THE TASK
Transcribe the whole listing below without changing a word, but leave out every image.

RECORD EXTRACTS
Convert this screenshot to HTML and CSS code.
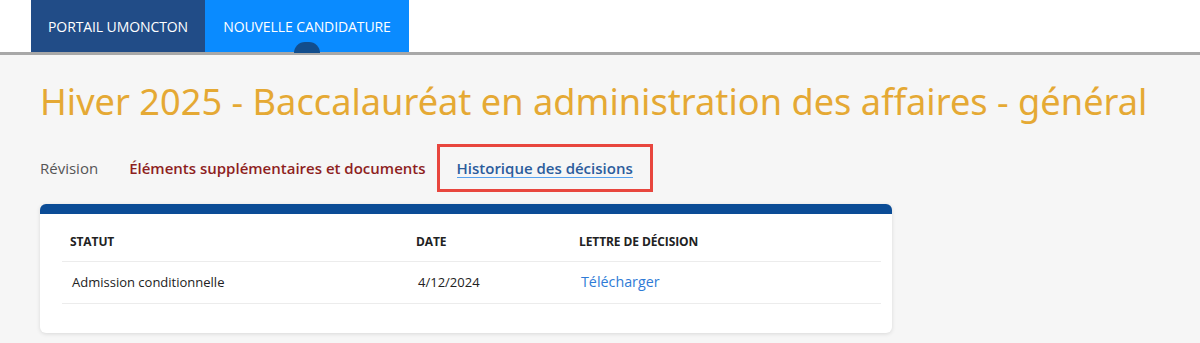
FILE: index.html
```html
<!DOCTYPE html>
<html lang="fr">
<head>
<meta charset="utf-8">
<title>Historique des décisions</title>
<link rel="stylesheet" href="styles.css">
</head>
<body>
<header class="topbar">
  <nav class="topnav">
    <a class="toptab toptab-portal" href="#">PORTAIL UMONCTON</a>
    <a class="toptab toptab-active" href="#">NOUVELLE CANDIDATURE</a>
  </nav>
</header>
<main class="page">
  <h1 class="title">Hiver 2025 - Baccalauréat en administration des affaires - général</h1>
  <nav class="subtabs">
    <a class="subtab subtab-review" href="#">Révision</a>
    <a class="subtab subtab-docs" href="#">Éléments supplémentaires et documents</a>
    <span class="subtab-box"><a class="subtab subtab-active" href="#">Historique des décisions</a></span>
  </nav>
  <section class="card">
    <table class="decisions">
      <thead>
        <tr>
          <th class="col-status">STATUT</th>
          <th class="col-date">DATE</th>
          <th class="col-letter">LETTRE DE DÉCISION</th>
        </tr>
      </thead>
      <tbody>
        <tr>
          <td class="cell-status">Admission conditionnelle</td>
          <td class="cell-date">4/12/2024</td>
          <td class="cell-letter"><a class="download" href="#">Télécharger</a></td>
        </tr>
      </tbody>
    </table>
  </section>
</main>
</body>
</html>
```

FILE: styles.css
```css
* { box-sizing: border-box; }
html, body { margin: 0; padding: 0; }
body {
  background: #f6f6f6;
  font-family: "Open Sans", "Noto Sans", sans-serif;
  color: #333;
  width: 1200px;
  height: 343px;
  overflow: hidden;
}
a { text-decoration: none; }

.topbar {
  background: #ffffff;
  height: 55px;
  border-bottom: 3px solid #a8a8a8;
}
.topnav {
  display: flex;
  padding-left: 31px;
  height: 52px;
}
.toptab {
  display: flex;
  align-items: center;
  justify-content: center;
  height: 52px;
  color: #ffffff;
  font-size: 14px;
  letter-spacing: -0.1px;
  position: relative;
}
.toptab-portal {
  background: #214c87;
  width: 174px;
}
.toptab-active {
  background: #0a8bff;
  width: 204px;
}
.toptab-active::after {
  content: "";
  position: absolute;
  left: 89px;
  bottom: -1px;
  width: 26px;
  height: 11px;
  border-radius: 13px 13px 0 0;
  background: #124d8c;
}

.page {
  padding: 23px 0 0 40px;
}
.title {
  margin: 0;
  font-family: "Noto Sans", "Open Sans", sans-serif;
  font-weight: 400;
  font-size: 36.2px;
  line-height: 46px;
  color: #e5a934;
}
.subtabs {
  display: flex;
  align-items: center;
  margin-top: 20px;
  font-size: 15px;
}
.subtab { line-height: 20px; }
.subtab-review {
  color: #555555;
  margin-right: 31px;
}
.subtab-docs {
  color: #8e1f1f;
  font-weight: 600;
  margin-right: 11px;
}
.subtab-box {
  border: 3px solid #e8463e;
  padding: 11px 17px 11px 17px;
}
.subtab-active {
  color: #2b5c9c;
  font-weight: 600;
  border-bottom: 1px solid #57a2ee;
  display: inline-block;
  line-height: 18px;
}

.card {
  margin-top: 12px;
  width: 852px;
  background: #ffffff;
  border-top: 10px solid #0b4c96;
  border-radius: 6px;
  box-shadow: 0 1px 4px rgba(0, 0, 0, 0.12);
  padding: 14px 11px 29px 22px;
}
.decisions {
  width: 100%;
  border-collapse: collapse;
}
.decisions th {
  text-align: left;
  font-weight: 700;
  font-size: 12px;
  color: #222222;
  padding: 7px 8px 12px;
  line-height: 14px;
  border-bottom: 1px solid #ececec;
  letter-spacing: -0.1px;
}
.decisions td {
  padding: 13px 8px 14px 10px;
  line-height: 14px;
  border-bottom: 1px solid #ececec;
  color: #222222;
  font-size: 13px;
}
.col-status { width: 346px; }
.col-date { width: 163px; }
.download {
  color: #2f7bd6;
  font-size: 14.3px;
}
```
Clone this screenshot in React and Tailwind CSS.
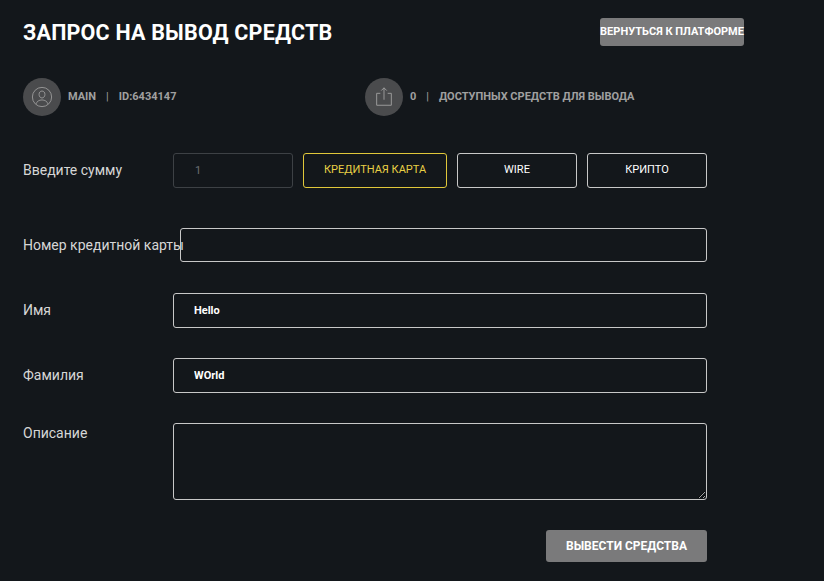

COMPLETE RESPONSE
Convert this screenshot to HTML and CSS code.
FILE: index.html
```html
<!DOCTYPE html>
<html lang="fr">
<head>
<meta charset="utf-8">
<title>Historique des décisions</title>
<link rel="stylesheet" href="styles.css">
</head>
<body>
<header class="topbar">
  <nav class="topnav">
    <a class="toptab toptab-portal" href="#">PORTAIL UMONCTON</a>
    <a class="toptab toptab-active" href="#">NOUVELLE CANDIDATURE</a>
  </nav>
</header>
<main class="page">
  <h1 class="title">Hiver 2025 - Baccalauréat en administration des affaires - général</h1>
  <nav class="subtabs">
    <a class="subtab subtab-review" href="#">Révision</a>
    <a class="subtab subtab-docs" href="#">Éléments supplémentaires et documents</a>
    <span class="subtab-box"><a class="subtab subtab-active" href="#">Historique des décisions</a></span>
  </nav>
  <section class="card">
    <table class="decisions">
      <thead>
        <tr>
          <th class="col-status">STATUT</th>
          <th class="col-date">DATE</th>
          <th class="col-letter">LETTRE DE DÉCISION</th>
        </tr>
      </thead>
      <tbody>
        <tr>
          <td class="cell-status">Admission conditionnelle</td>
          <td class="cell-date">4/12/2024</td>
          <td class="cell-letter"><a class="download" href="#">Télécharger</a></td>
        </tr>
      </tbody>
    </table>
  </section>
</main>
</body>
</html>
```

FILE: styles.css
```css
* { box-sizing: border-box; }
html, body { margin: 0; padding: 0; }
body {
  background: #f6f6f6;
  font-family: "Open Sans", "Noto Sans", sans-serif;
  color: #333;
  width: 1200px;
  height: 343px;
  overflow: hidden;
}
a { text-decoration: none; }

.topbar {
  background: #ffffff;
  height: 55px;
  border-bottom: 3px solid #a8a8a8;
}
.topnav {
  display: flex;
  padding-left: 31px;
  height: 52px;
}
.toptab {
  display: flex;
  align-items: center;
  justify-content: center;
  height: 52px;
  color: #ffffff;
  font-size: 14px;
  letter-spacing: -0.1px;
  position: relative;
}
.toptab-portal {
  background: #214c87;
  width: 174px;
}
.toptab-active {
  background: #0a8bff;
  width: 204px;
}
.toptab-active::after {
  content: "";
  position: absolute;
  left: 89px;
  bottom: -1px;
  width: 26px;
  height: 11px;
  border-radius: 13px 13px 0 0;
  background: #124d8c;
}

.page {
  padding: 23px 0 0 40px;
}
.title {
  margin: 0;
  font-family: "Noto Sans", "Open Sans", sans-serif;
  font-weight: 400;
  font-size: 36.2px;
  line-height: 46px;
  color: #e5a934;
}
.subtabs {
  display: flex;
  align-items: center;
  margin-top: 20px;
  font-size: 15px;
}
.subtab { line-height: 20px; }
.subtab-review {
  color: #555555;
  margin-right: 31px;
}
.subtab-docs {
  color: #8e1f1f;
  font-weight: 600;
  margin-right: 11px;
}
.subtab-box {
  border: 3px solid #e8463e;
  padding: 11px 17px 11px 17px;
}
.subtab-active {
  color: #2b5c9c;
  font-weight: 600;
  border-bottom: 1px solid #57a2ee;
  display: inline-block;
  line-height: 18px;
}

.card {
  margin-top: 12px;
  width: 852px;
  background: #ffffff;
  border-top: 10px solid #0b4c96;
  border-radius: 6px;
  box-shadow: 0 1px 4px rgba(0, 0, 0, 0.12);
  padding: 14px 11px 29px 22px;
}
.decisions {
  width: 100%;
  border-collapse: collapse;
}
.decisions th {
  text-align: left;
  font-weight: 700;
  font-size: 12px;
  color: #222222;
  padding: 7px 8px 12px;
  line-height: 14px;
  border-bottom: 1px solid #ececec;
  letter-spacing: -0.1px;
}
.decisions td {
  padding: 13px 8px 14px 10px;
  line-height: 14px;
  border-bottom: 1px solid #ececec;
  color: #222222;
  font-size: 13px;
}
.col-status { width: 346px; }
.col-date { width: 163px; }
.download {
  color: #2f7bd6;
  font-size: 14.3px;
}
```
Clone this screenshot in React and Tailwind CSS.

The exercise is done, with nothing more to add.